Last month, I wrote a blog post about some of the “glimmers of hope” in the economy, echoing statements made by the President. Since then, we have seen more evidence that the economy has turned some sort of corner. That is not to suggest that things are terrific, but it does seem to indicate that perhaps the bottom has passed. Here are some examples:
- A majority of economists surveyed by the National Association for Business Economics (NABE) see the economy turning around by year’s end, albeit with slower growth. (NABE members can read the full survey here.) This, of course, is consistent with statements made by Federal Reserve Chairman Ben Bernanke earlier in the month.
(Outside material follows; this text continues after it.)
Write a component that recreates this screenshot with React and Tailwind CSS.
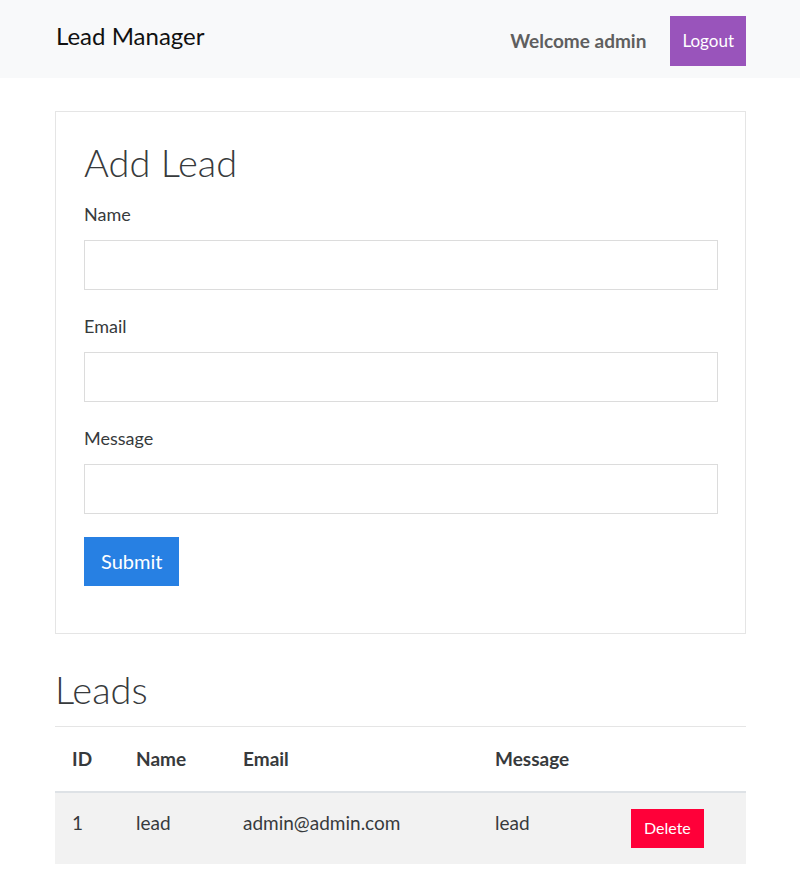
export default function App() {
  const leads = [{ id: 1, name: 'lead', email: 'admin@admin.com', message: 'lead' }]

  return (
    <div className="min-h-[877px] bg-white text-[#373a3c] font-['Lato','Open_Sans',sans-serif]">
      {/* Navbar */}
      <nav className="h-[78px] bg-[#f8f9fa] flex items-center justify-between pl-[56px] pr-[54px]">
        <span className="text-[24px] text-[#111] leading-none -mt-[7px]">Lead Manager</span>
        <div className="flex items-center gap-[24px] mt-[4px]">
          <span className="text-[19px] font-bold text-[#5f5f5f]">Welcome admin</span>
          <button className="h-[50px] px-[12px] bg-[#9954bb] text-white text-[17px]">Logout</button>
        </div>
      </nav>

      <div className="pl-[55px] pr-[54px] pt-[33px]">
        {/* Add Lead card */}
        <div className="border border-[#e5e5e5] pl-[28px] pr-[27px] pt-[28px] pb-[47px]">
          <h2 className="text-[38px] font-light leading-[1.2] mb-[15px]">Add Lead</h2>
          {['Name', 'Email', 'Message'].map(label => (
            <div key={label} className="mb-[23px]">
              <label className="block text-[18px] leading-[1.5] mb-[12px]">{label}</label>
              <input type="text" className="w-full h-[50px] border border-[#dcdcdc] bg-white px-3 outline-none" />
            </div>
          ))}
          <button className="h-[49px] px-[17px] bg-[#2780e3] text-white text-[20px]">Submit</button>
        </div>

        {/* Leads table */}
        <h2 className="text-[38px] font-light leading-[1.2] mt-[33px] mb-[14px]">Leads</h2>
        <table className="w-full text-left border-collapse">
          <thead>
            <tr className="border-t border-[#e5e5e5] border-b-2 border-b-[#dee2e6]">
              <th className="h-[65px] pl-[17px] w-[81px] text-[19px] font-bold">ID</th>
              <th className="w-[107px] text-[19px] font-bold">Name</th>
              <th className="w-[252px] text-[19px] font-bold">Email</th>
              <th className="w-[135px] text-[19px] font-bold">Message</th>
              <th></th>
            </tr>
          </thead>
          <tbody>
            {leads.map(l => (
              <tr key={l.id} className="bg-[#f2f2f2]">
                <td className="h-[72px] pl-[17px] text-[19px] pb-[10px]">{l.id}</td>
                <td className="text-[19px] pb-[10px]">{l.name}</td>
                <td className="text-[19px] pb-[10px]">{l.email}</td>
                <td className="text-[19px] pb-[10px]">{l.message}</td>
                <td>
                  <button className="h-[39px] px-[13px] bg-[#ff0039] text-white text-[16px] ml-[1px]">Delete</button>
                </td>
              </tr>
            ))}
          </tbody>
        </table>
      </div>
    </div>
  )
}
- The U.S. Small Business Administration’s lending programs, 7(a) and 504 loans, which have been down drastically in terms of year-to-year figures, have both risen 25 percent since March 16, reflecting a turnaround in their fate.
- Several surveys have shown increases in overall optimism. We have seen rises in the National Federation of Independent Business’s index of small business optimism and the University of Michigan’s consumer sentiment survey, for instance. Each of these indices, however, are well below their traditional averages.
- The Dow Jones Industrial Average was up 4 percent in the month of May, something that we all like to see, especially after the 54.5 percent fall we experienced when the market hit bottom in early March.
True, there are also some worrying signs (perhaps for another post), but it is nice to receive some good news for a change.